Шмаков и Куприянов должны были осуществить радиосвязь по проводам и постепенно отработать все схемы. Потом уже можно было заняться увеличением мощности передатчика и освободиться от проводов.
Неудачу с первым передатчиком можно назвать счастливой неудачей. Идея Мандельштама и Папалекси применить провода изменила весь ход эксперимента с радиотелефоном и стала началом новой интереснейшей работы.
Шмаков и Куприянов решили осуществить по одной соединительной линии одновременно три телефонных разговора...
Раньше было так: каждый телефон имел свою соединительную линию. Сколько телефонов, столько и телефонных линий: целая паутина из проводов. Городская телефонная сеть и по сей день имеет подобное построение. От каждого аппарата на телефонную станцию идет свой «собственный» провод. Приборы АТС отыскивают линию нужного нам абонента, и мы получаем возможность вести телефонный разговор. В масштабах города такая система вполне оправдала себя, хотя время вносит коренные изменения и в городскую телефонную сеть.
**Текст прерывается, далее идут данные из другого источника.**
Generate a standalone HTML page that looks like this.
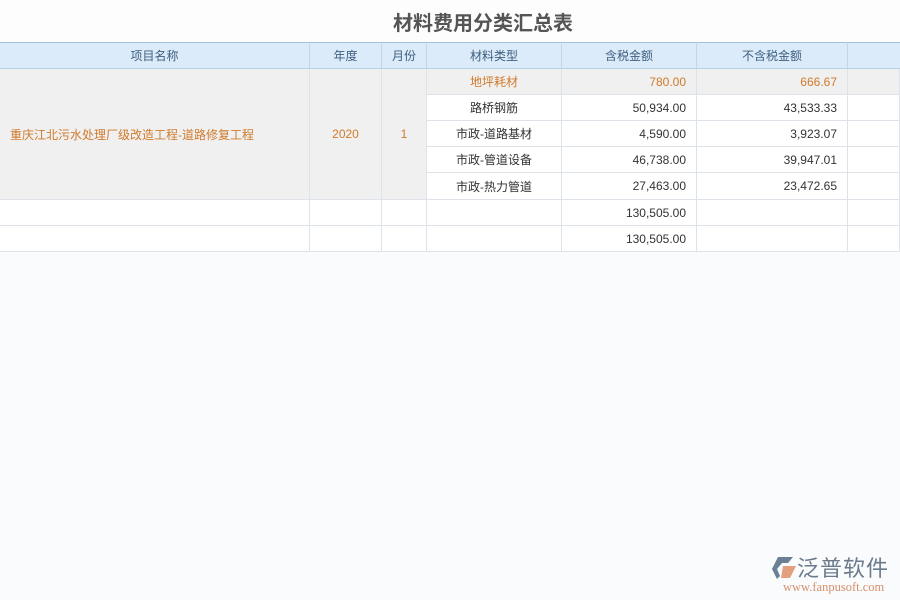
<!DOCTYPE html>
<html><head><meta charset="utf-8"><style>
*{margin:0;padding:0;box-sizing:border-box}
body{width:900px;height:600px;background:#f9fbfc;font-family:"Liberation Sans","Noto Sans CJK SC",sans-serif;position:relative;overflow:hidden;font-size:12px;color:#333}
.t{position:absolute;left:393px;top:7px;font-size:20px;font-weight:bold;color:#555}
.c{position:absolute;border-right:1px solid #dde3e8;border-bottom:1px solid #dde3e8;display:flex;align-items:center;padding:0 10px;white-space:nowrap}
.h{background:#dcebf9;color:#3d5f80;justify-content:center;border-right:1px solid #c3d7e8;border-bottom:1px solid #b7d0e6;border-top:1px solid #9ec2e0}
.g{background:#f0f0f0}
.w{background:#fff}
.o{color:#d07a2b}
.ct{justify-content:center}.r{justify-content:flex-end}
</style></head><body>
<div style="position:absolute;left:0;top:0;width:900px;height:42px;background:#fdfdfd"></div>
<div class="t">材料费用分类汇总表</div>
<div class="c h" style="left:0;top:42px;width:310px;height:27px">项目名称</div>
<div class="c h" style="left:310px;top:42px;width:72px;height:27px">年度</div>
<div class="c h" style="left:382px;top:42px;width:45px;height:27px">月份</div>
<div class="c h" style="left:427px;top:42px;width:135px;height:27px">材料类型</div>
<div class="c h" style="left:562px;top:42px;width:135px;height:27px">含税金额</div>
<div class="c h" style="left:697px;top:42px;width:151px;height:27px">不含税金额</div>
<div class="c h" style="left:848px;top:42px;width:52px;height:27px;border-right:none"></div>
<div class="c g o" style="left:0;top:69px;width:310px;height:131px">重庆江北污水处理厂级改造工程-道路修复工程</div>
<div class="c g o ct" style="left:310px;top:69px;width:72px;height:131px">2020</div>
<div class="c g o ct" style="left:382px;top:69px;width:45px;height:131px">1</div>
<div class="c g o ct" style="left:427px;top:69px;width:135px;height:26px">地坪耗材</div>
<div class="c g o r" style="left:562px;top:69px;width:135px;height:26px">780.00</div>
<div class="c g o r" style="left:697px;top:69px;width:151px;height:26px">666.67</div>
<div class="c g" style="left:848px;top:69px;width:52px;height:26px"></div>
<div class="c w ct" style="left:427px;top:95px;width:135px;height:26px">路桥钢筋</div>
<div class="c w r" style="left:562px;top:95px;width:135px;height:26px">50,934.00</div>
<div class="c w r" style="left:697px;top:95px;width:151px;height:26px">43,533.33</div>
<div class="c w" style="left:848px;top:95px;width:52px;height:26px"></div>
<div class="c w ct" style="left:427px;top:121px;width:135px;height:26px">市政-道路基材</div>
<div class="c w r" style="left:562px;top:121px;width:135px;height:26px">4,590.00</div>
<div class="c w r" style="left:697px;top:121px;width:151px;height:26px">3,923.07</div>
<div class="c w" style="left:848px;top:121px;width:52px;height:26px"></div>
<div class="c w ct" style="left:427px;top:147px;width:135px;height:26px">市政-管道设备</div>
<div class="c w r" style="left:562px;top:147px;width:135px;height:26px">46,738.00</div>
<div class="c w r" style="left:697px;top:147px;width:151px;height:26px">39,947.01</div>
<div class="c w" style="left:848px;top:147px;width:52px;height:26px"></div>
<div class="c w ct" style="left:427px;top:173px;width:135px;height:27px">市政-热力管道</div>
<div class="c w r" style="left:562px;top:173px;width:135px;height:27px">27,463.00</div>
<div class="c w r" style="left:697px;top:173px;width:151px;height:27px">23,472.65</div>
<div class="c w" style="left:848px;top:173px;width:52px;height:27px"></div>
<div class="c w" style="left:0;top:200px;width:310px;height:26px"></div>
<div class="c w" style="left:310px;top:200px;width:72px;height:26px"></div>
<div class="c w" style="left:382px;top:200px;width:45px;height:26px"></div>
<div class="c w" style="left:427px;top:200px;width:135px;height:26px"></div>
<div class="c w r" style="left:562px;top:200px;width:135px;height:26px">130,505.00</div>
<div class="c w" style="left:697px;top:200px;width:151px;height:26px"></div>
<div class="c w" style="left:848px;top:200px;width:52px;height:26px"></div>
<div class="c w" style="left:0;top:226px;width:310px;height:26px"></div>
<div class="c w" style="left:310px;top:226px;width:72px;height:26px"></div>
<div class="c w" style="left:382px;top:226px;width:45px;height:26px"></div>
<div class="c w" style="left:427px;top:226px;width:135px;height:26px"></div>
<div class="c w r" style="left:562px;top:226px;width:135px;height:26px">130,505.00</div>
<div class="c w" style="left:697px;top:226px;width:151px;height:26px"></div>
<div class="c w" style="left:848px;top:226px;width:52px;height:26px"></div>
<svg style="position:absolute;left:771px;top:556px" width="28" height="24" viewBox="0 0 28 24">
<path d="M7 1 L22 1 L17 7 L11 7 L6 13 L9 20 L6 23 L1 13 Z" fill="#6b7f95"/>
<path d="M12 10 L25 10 L19 22 L10 22 Z" fill="#e4a07e"/>
</svg>
<div style="position:absolute;left:797px;top:551px;font-size:22px;color:#6b7b8c;letter-spacing:1px">泛普软件</div>
<div style="position:absolute;left:783px;top:580px;font-size:12.5px;color:#d4906b;font-family:'Liberation Serif',serif">www.fanpusoft.com</div>
</body></html>
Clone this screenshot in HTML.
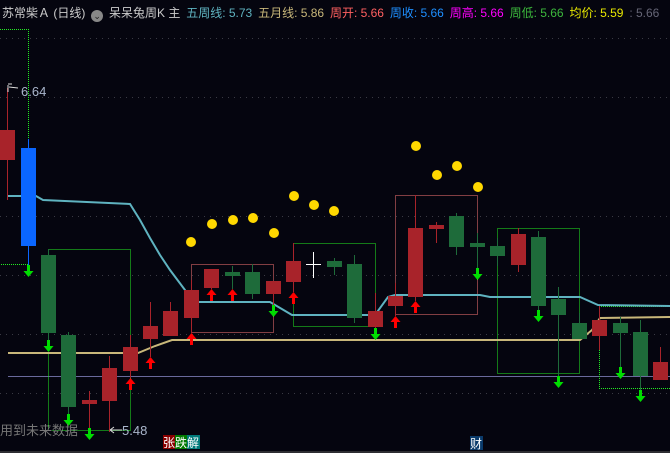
<!DOCTYPE html>
<html><head><meta charset="utf-8"><style>
html,body{margin:0;padding:0;background:#05050f;overflow:hidden}
#h{position:absolute;left:2px;top:4px;font:12px "Liberation Sans","Noto Sans CJK SC",sans-serif;white-space:nowrap;color:#ccc;letter-spacing:0}
#h span{margin-right:2.5px}
</style></head><body>
<svg width="670" height="453" style="position:absolute;left:0;top:0" xmlns="http://www.w3.org/2000/svg">
<rect width="670" height="453" fill="#05050f"/>
<g stroke="#3a3a44" stroke-dasharray="1,5" stroke-width="1">
<line x1="0" y1="38.5" x2="670" y2="38.5"/><line x1="0" y1="97.5" x2="670" y2="97.5"/>
<line x1="0" y1="216.5" x2="670" y2="216.5"/><line x1="0" y1="275.5" x2="670" y2="275.5"/>
<line x1="0" y1="334.5" x2="670" y2="334.5"/><line x1="0" y1="393.5" x2="670" y2="393.5"/>
</g>
<line x1="8" y1="376.5" x2="670" y2="376.5" stroke="#6a6a9c"/>
<line x1="0" y1="452" x2="670" y2="452" stroke="#555"/>
<g fill="none" stroke-dasharray="1,1" stroke-width="1">
<polyline points="0,29.5 28.5,29.5 28.5,264.5 0,264.5" stroke="#22ee22"/>
<rect x="48.5" y="249.5" width="82" height="181" stroke="#22ee22"/>
<rect x="191.5" y="264.5" width="82" height="68" stroke="#ff7777"/>
<rect x="293.5" y="243.5" width="82" height="83" stroke="#22ee22"/>
<rect x="395.5" y="195.5" width="82" height="119" stroke="#ff7777"/>
<rect x="497.5" y="228.5" width="82" height="145" stroke="#22ee22"/>
<polyline points="670,306.5 599.5,306.5 599.5,388.5 670,388.5" stroke="#22ee22"/>
</g>
<polyline fill="none" stroke="#5fb3c0" stroke-width="2" points="8,196 36,196 43,200 130,204 140,220 150,238 160,255 170,270 185,290 190,302 270,302 292,315 375,315 388,297 395,295 480,295 490,297 580,297 598,305 670,306"/>
<polyline fill="none" stroke="#c8b77a" stroke-width="2" points="8,353 138,353 155,346 172,340 580,340 592,330 600,318 670,317"/>
<g stroke-width="1">
<g stroke="#a8232a">
<line x1="7.5" y1="88" x2="7.5" y2="200"/><line x1="89.5" y1="391" x2="89.5" y2="432"/><line x1="109.5" y1="356" x2="109.5" y2="432"/>
<line x1="130.5" y1="335" x2="130.5" y2="378"/><line x1="150.5" y1="302" x2="150.5" y2="357"/><line x1="170.5" y1="302" x2="170.5" y2="336"/>
<line x1="191.5" y1="280" x2="191.5" y2="333"/><line x1="211.5" y1="269" x2="211.5" y2="289"/><line x1="273.5" y1="281" x2="273.5" y2="305"/>
<line x1="293.5" y1="243" x2="293.5" y2="292"/><line x1="375.5" y1="293" x2="375.5" y2="328"/><line x1="395.5" y1="283" x2="395.5" y2="316"/>
<line x1="415.5" y1="195" x2="415.5" y2="301"/><line x1="436.5" y1="222" x2="436.5" y2="243"/><line x1="518.5" y1="228" x2="518.5" y2="272"/>
<line x1="599.5" y1="306" x2="599.5" y2="350"/><line x1="660.5" y1="347" x2="660.5" y2="380"/>
</g>
<g stroke="#1e6b3a">
<line x1="48.5" y1="249" x2="48.5" y2="340"/><line x1="68.5" y1="332" x2="68.5" y2="414"/><line x1="232.5" y1="266" x2="232.5" y2="289"/>
<line x1="252.5" y1="264" x2="252.5" y2="299"/><line x1="334.5" y1="258" x2="334.5" y2="275"/><line x1="354.5" y1="255" x2="354.5" y2="323"/>
<line x1="456.5" y1="213" x2="456.5" y2="255"/><line x1="477.5" y1="233" x2="477.5" y2="268"/><line x1="497.5" y1="238" x2="497.5" y2="266"/>
<line x1="538.5" y1="231" x2="538.5" y2="310"/><line x1="558.5" y1="287" x2="558.5" y2="376"/><line x1="579.5" y1="313" x2="579.5" y2="339"/>
<line x1="620.5" y1="317" x2="620.5" y2="367"/><line x1="640.5" y1="320" x2="640.5" y2="390"/>
</g>
<line x1="28.5" y1="139" x2="28.5" y2="265" stroke="#0a66ff"/>
<g fill="#a8232a">
<rect x="0" y="130" width="15" height="30"/><rect x="82" y="400" width="15" height="4"/><rect x="102" y="368" width="15" height="33"/>
<rect x="123" y="347" width="15" height="24"/><rect x="143" y="326" width="15" height="13"/><rect x="163" y="311" width="15" height="25"/>
<rect x="184" y="290" width="15" height="28"/><rect x="204" y="269" width="15" height="19"/><rect x="266" y="281" width="15" height="13"/>
<rect x="286" y="261" width="15" height="21"/><rect x="368" y="311" width="15" height="16"/><rect x="388" y="296" width="15" height="10"/>
<rect x="408" y="228" width="15" height="69"/><rect x="429" y="225" width="15" height="4"/><rect x="511" y="234" width="15" height="31"/>
<rect x="592" y="320" width="15" height="16"/><rect x="653" y="362" width="15" height="18"/>
</g>
<g fill="#1e6b3a">
<rect x="41" y="255" width="15" height="78"/><rect x="61" y="335" width="15" height="72"/><rect x="225" y="272" width="15" height="4"/>
<rect x="245" y="272" width="15" height="22"/><rect x="327" y="261" width="15" height="6"/><rect x="347" y="264" width="15" height="54"/>
<rect x="449" y="216" width="15" height="31"/><rect x="470" y="243" width="15" height="4"/><rect x="490" y="246" width="15" height="10"/>
<rect x="531" y="237" width="15" height="69"/><rect x="551" y="299" width="15" height="16"/><rect x="572" y="323" width="15" height="16"/>
<rect x="613" y="323" width="15" height="10"/><rect x="633" y="332" width="15" height="44"/>
</g>
<rect x="21" y="148" width="15" height="98" fill="#0a66ff"/>
</g>
<defs>
<g id="dn"><rect x="-1.5" y="0" width="3" height="7" fill="#00dd00"/><polygon points="-5,6 5,6 0,12" fill="#00dd00"/></g>
<g id="up"><polygon points="-5,6 5,6 0,0" fill="#ff0000"/><rect x="-1.5" y="5" width="3" height="7" fill="#ff0000"/></g>
</defs>
<use href="#dn" x="28.5" y="265"/><use href="#dn" x="48.5" y="340"/><use href="#dn" x="68.5" y="414"/><use href="#dn" x="89.5" y="428"/>
<use href="#dn" x="273.5" y="305"/><use href="#dn" x="375.5" y="328"/><use href="#dn" x="477.5" y="268"/><use href="#dn" x="538.5" y="310"/>
<use href="#dn" x="558.5" y="376"/><use href="#dn" x="620.5" y="367"/><use href="#dn" x="640.5" y="390"/>
<use href="#up" x="130.5" y="378"/><use href="#up" x="150.5" y="357"/><use href="#up" x="191.5" y="333"/><use href="#up" x="211.5" y="289"/>
<use href="#up" x="232.5" y="289"/><use href="#up" x="293.5" y="292"/><use href="#up" x="395.5" y="316"/><use href="#up" x="415.5" y="301"/>
<g fill="#ffd800">
<circle cx="191" cy="242" r="5"/><circle cx="212" cy="224" r="5"/><circle cx="233" cy="220" r="5"/><circle cx="253" cy="218" r="5"/>
<circle cx="274" cy="233" r="5"/><circle cx="294" cy="196" r="5"/><circle cx="314" cy="205" r="5"/><circle cx="334" cy="211" r="5"/>
<circle cx="416" cy="146" r="5"/><circle cx="437" cy="175" r="5"/><circle cx="457" cy="166" r="5"/><circle cx="478" cy="187" r="5"/>
</g>
<g stroke="#fff" stroke-width="1"><line x1="306" y1="264.5" x2="321" y2="264.5"/><line x1="313.5" y1="252" x2="313.5" y2="278"/></g>
<path d="M8,85 L8,92 M8,84 L12,84 M9,87 L18,88" stroke="#ddd" fill="none"/>
<text x="21" y="96" fill="#aab6cc" font-family="Liberation Sans" font-size="13">6.64</text>
<path d="M110,430 L122,430 M110,430 L114,427 M110,430 L114,433" stroke="#ddd" fill="none"/>
<text x="122" y="435" fill="#aab6cc" font-family="Liberation Sans" font-size="13">5.48</text>
<text x="0" y="435" fill="#777" font-family="Liberation Sans,Noto Sans CJK SC,sans-serif" font-size="13">用到未来数据</text>
<rect x="163" y="435" width="12" height="14" fill="#8a0000"/><rect x="175" y="435" width="12" height="14" fill="#007a00"/><rect x="187" y="435" width="13" height="14" fill="#007a7a"/>
<text x="163" y="447" fill="#fff" font-family="Noto Sans CJK SC,sans-serif" font-size="12">张跌解</text>
<rect x="470" y="436" width="13" height="14" fill="#0a3a6a"/>
<text x="470" y="448" fill="#fff" font-family="Noto Sans CJK SC,sans-serif" font-size="12">财</text>
</svg>
<div id="h"><span style="color:#ccc">苏常柴Ａ (日线)</span> <span style="display:inline-block;width:12px;height:12px;border-radius:6px;background:#888;vertical-align:-2px;color:#222;font-size:9px;text-align:center;line-height:12px">⌄</span> <span style="color:#ccc">呆呆兔周K 主</span> <span style="color:#5fb3c0">五周线: 5.73</span> <span style="color:#c8b77a">五月线: 5.86</span> <span style="color:#ff6060">周开: 5.66</span> <span style="color:#1e8fff">周收: 5.66</span> <span style="color:#ff00ff">周高: 5.66</span> <span style="color:#3cb83c">周低: 5.66</span> <span style="color:#e8e800">均价: 5.59</span><span style="color:#667"> : 5.66</span></div>
</body></html>
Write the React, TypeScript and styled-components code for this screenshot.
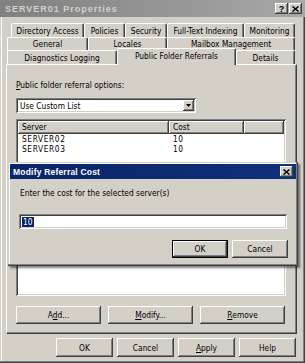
import styled, { createGlobalStyle, css } from 'styled-components';

const face = '#d4d0c8';
const light = '#ffffff';
const shadow = '#808080';
const dark = '#404040';
const navy = '#0a246a';

const GlobalStyle = createGlobalStyle`
    * { box-sizing: border-box; }
    html, body { margin: 0; padding: 0; background: ${face}; }
    body {
        font-family: "DejaVu Sans Condensed", "Liberation Sans", Arial, sans-serif;
        font-size: 8.3px;
        color: #000;
        overflow: hidden;
    }
`;

const raised = css`
    background: ${face};
    box-shadow: inset -1px -1px 0 ${dark}, inset 1px 1px 0 ${light}, inset -2px -2px 0 ${shadow}, inset 2px 2px 0 ${face};
`;

const sunken = css`
    background: #fff;
    box-shadow: inset 1px 1px 0 ${shadow}, inset -1px -1px 0 ${light}, inset 2px 2px 0 ${dark}, inset -2px -2px 0 ${face};
`;

const Window = styled.div`
    position: relative;
    width: 305px;
    height: 363px;
    background: ${face};
    display: flex;
    flex-direction: column;
    box-shadow: inset -1px -1px 0 ${dark}, inset -2px -2px 0 ${shadow}, inset 1px 1px 0 ${face}, inset 2px 2px 0 ${light};
`;

const TitleBar = styled.div<{ $active?: boolean }>`
    height: ${(p) => (p.$active ? '15px' : '17px')};
    display: flex;
    align-items: center;
    padding: 0 3px 0 ${(p) => (p.$active ? '3px' : '5px')};
    background: ${(p) => (p.$active ? `linear-gradient(90deg, ${navy}, #10307a)` : 'linear-gradient(90deg, #808080, #a8a8a8)')};
    color: ${(p) => (p.$active ? '#fff' : face)};
    font-family: "Liberation Sans", Arial, sans-serif;
    font-weight: bold;
    font-size: ${(p) => (p.$active ? '8.5px' : '9px')};
    letter-spacing: ${(p) => (p.$active ? '0.2px' : '1px')};
`;

const TitleText = styled.span`
    flex: 1;
`;

const TitleButton = styled.div`
    ${raised};
    width: 13px;
    height: 11px;
    display: flex;
    align-items: center;
    justify-content: center;
    font-size: 9px;
    font-weight: bold;
    letter-spacing: 0;
    color: #000;
    margin-left: 1px;
`;

const Tabs = styled.div`
    margin-top: 6px;
    display: flex;
    flex-direction: column;
`;

const TabRow = styled.div<{ $indent: number; $h: number }>`
    display: flex;
    height: ${(p) => p.$h}px;
    padding-left: ${(p) => p.$indent}px;
`;

const Tab = styled.div<{ $w: number; $selected?: boolean }>`
    width: ${(p) => p.$w}px;
    height: 100%;
    display: flex;
    align-items: center;
    justify-content: center;
    background: ${face};
    border-top: 1px solid ${light};
    border-left: 1px solid ${light};
    border-right: 1px solid ${dark};
    border-radius: 2px 2px 0 0;
    box-shadow: inset -1px 0 0 ${shadow};
    white-space: nowrap;
    ${(p) =>
        p.$selected &&
        css`
            position: relative;
            z-index: 1;
            top: -2px;
            height: calc(100% + 3px);
            padding-bottom: 3px;
        `}
`;

const Panel = styled.div`
    margin: 0 8px 0 6px;
    height: 270px;
    border-top: 1px solid ${light};
    border-left: 1px solid ${light};
    border-right: 1px solid ${dark};
    border-bottom: 1px solid ${dark};
    box-shadow: inset -1px -1px 0 ${shadow};
    padding: 15px 9px 0 9px;
    display: flex;
    flex-direction: column;
`;

const Label = styled.div`
    height: 11px;
    line-height: 11px;
    margin-bottom: 7px;
`;

const Combo = styled.div`
    ${sunken};
    width: 180px;
    height: 15px;
    display: flex;
    align-items: center;
    padding: 2px 2px 2px 4px;
`;

const ComboText = styled.span`
    flex: 1;
`;

const ArrowButton = styled.div`
    ${raised};
    width: 11px;
    height: 11px;
    display: flex;
    align-items: center;
    justify-content: center;
`;

const ListView = styled.div`
    ${sunken};
    margin-top: 6px;
    width: 270px;
    height: 177px;
    padding: 2px;
`;

const HeaderRow = styled.div`
    display: flex;
    height: 13px;
`;

const HeaderCell = styled.div<{ $w?: number }>`
    ${raised};
    ${(p) => (p.$w ? `width: ${p.$w}px;` : 'flex: 1;')}
    height: 13px;
    line-height: 13px;
    padding-left: 4px;
`;

const Row = styled.div`
    display: flex;
    height: 10px;
    line-height: 10px;
    letter-spacing: 0.6px;
    &:first-of-type {
        margin-top: 3px;
    }
`;

const Cell = styled.div<{ $w: number }>`
    width: ${(p) => p.$w}px;
    padding-left: 4px;
`;

const ButtonRow = styled.div<{ $gap: number; $end?: boolean; $top?: number }>`
    display: flex;
    gap: ${(p) => p.$gap}px;
    margin-top: ${(p) => p.$top ?? 0}px;
    justify-content: ${(p) => (p.$end ? 'flex-end' : 'flex-start')};
`;

const Button = styled.div<{ $w: number; $h: number; $default?: boolean }>`
    ${raised};
    width: ${(p) => p.$w}px;
    height: ${(p) => p.$h}px;
    display: flex;
    align-items: center;
    justify-content: center;
    ${(p) =>
        p.$default &&
        css`
            box-shadow: inset 0 0 0 1px #000, inset -2px -2px 0 ${dark}, inset 2px 2px 0 ${light}, inset -3px -3px 0 ${shadow};
        `}
`;

const Footer = styled.div`
    margin-top: 4px;
    padding-right: 9px;
`;

const Modal = styled.div`
    position: absolute;
    left: 8px;
    top: 162px;
    width: 290px;
    height: 104px;
    background: ${face};
    padding: 2px;
    box-shadow: inset -1px -1px 0 ${dark}, inset -2px -2px 0 ${shadow}, inset 1px 1px 0 ${face}, inset 2px 2px 0 ${light},
        2px 2px 2px rgba(0, 0, 0, 0.5);
    display: flex;
    flex-direction: column;
`;

const ModalBody = styled.div`
    padding: 9px 8px 0 10px;
    display: flex;
    flex-direction: column;
`;

const Prompt = styled.div`
    height: 11px;
    line-height: 11px;
`;

const TextBox = styled.div`
    ${sunken};
    margin-top: 15px;
    margin-left: -1px;
    width: 268px;
    height: 15px;
    padding: 2px 3px;
    display: flex;
    align-items: center;
`;

const Selected = styled.span`
    background: ${navy};
    color: #fff;
    padding: 0 1px;
    line-height: 10px;
`;

const U = styled.span`
    text-decoration: underline;
`;

function CloseGlyph() {
    return (
        <svg width="7" height="6" viewBox="0 0 7 6">
            <path d="M0.5 0.5 L6.5 5.5 M6.5 0.5 L0.5 5.5" stroke="#000" strokeWidth="1.5" />
        </svg>
    );
}

function App() {
    return (
        <>
            <GlobalStyle />
            <Window>
                <TitleBar>
                    <TitleText>SERVER01 Properties</TitleText>
                    <TitleButton>?</TitleButton>
                    <TitleButton>
                        <CloseGlyph />
                    </TitleButton>
                </TitleBar>
                <Tabs>
                    <TabRow $indent={11} $h={14}>
                        <Tab $w={73}>Directory Access</Tab>
                        <Tab $w={41}>Policies</Tab>
                        <Tab $w={42}>Security</Tab>
                        <Tab $w={77}>Full-Text Indexing</Tab>
                        <Tab $w={51}>Monitoring</Tab>
                    </TabRow>
                    <TabRow $indent={7} $h={13}>
                        <Tab $w={81}>General</Tab>
                        <Tab $w={79}>Locales</Tab>
                        <Tab $w={128}>Mailbox Management</Tab>
                    </TabRow>
                    <TabRow $indent={7} $h={14}>
                        <Tab $w={110}>Diagnostics Logging</Tab>
                        <Tab $w={119} $selected>
                            Public Folder Referrals
                        </Tab>
                        <Tab $w={59}>Details</Tab>
                    </TabRow>
                </Tabs>
                <Panel>
                    <Label>
                        <U>P</U>ublic folder referral options:
                    </Label>
                    <Combo>
                        <ComboText>Use Custom List</ComboText>
                        <ArrowButton>
                            <svg width="5" height="3" viewBox="0 0 5 3">
                                <path d="M0 0 H5 L2.5 3 Z" fill="#000" />
                            </svg>
                        </ArrowButton>
                    </Combo>
                    <ListView>
                        <HeaderRow>
                            <HeaderCell $w={151}>Server</HeaderCell>
                            <HeaderCell $w={75}>Cost</HeaderCell>
                            <HeaderCell />
                        </HeaderRow>
                        <Row>
                            <Cell $w={151}>SERVER02</Cell>
                            <Cell $w={75}>10</Cell>
                        </Row>
                        <Row>
                            <Cell $w={151}>SERVER03</Cell>
                            <Cell $w={75}>10</Cell>
                        </Row>
                    </ListView>
                    <ButtonRow $gap={7} $top={10}>
                        <Button $w={85} $h={18}>
                            A<U>d</U>d...
                        </Button>
                        <Button $w={85} $h={18}>
                            <U>M</U>odify...
                        </Button>
                        <Button $w={85} $h={18}>
                            <U>R</U>emove
                        </Button>
                    </ButtonRow>
                </Panel>
                <Footer>
                    <ButtonRow $gap={4} $end>
                        <Button $w={57} $h={19}>OK</Button>
                        <Button $w={57} $h={19}>Cancel</Button>
                        <Button $w={57} $h={19}>
                            <U>A</U>pply
                        </Button>
                        <Button $w={57} $h={19}>Help</Button>
                    </ButtonRow>
                </Footer>
                <Modal>
                    <TitleBar $active>
                        <TitleText>Modify Referral Cost</TitleText>
                        <TitleButton>
                            <CloseGlyph />
                        </TitleButton>
                    </TitleBar>
                    <ModalBody>
                        <Prompt>Enter the cost for the selected server(s)</Prompt>
                        <TextBox>
                            <Selected>10</Selected>
                        </TextBox>
                        <ButtonRow $gap={4} $end $top={11}>
                            <Button $w={56} $h={18} $default>
                                OK
                            </Button>
                            <Button $w={56} $h={18}>Cancel</Button>
                        </ButtonRow>
                    </ModalBody>
                </Modal>
            </Window>
        </>
    );
}

export default App;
Однако в двадцатые годы и междугородная связь была построена по тому же принципу. Сколько аппаратов— столько телефонных проводов. В то время не каждый счастливый обладатель телефона мог поговорить с другим городом: для этого пришлось бы натягивать сотни проводов. По одному же за сутки можно осуществить не так уж много телефонных разговоров.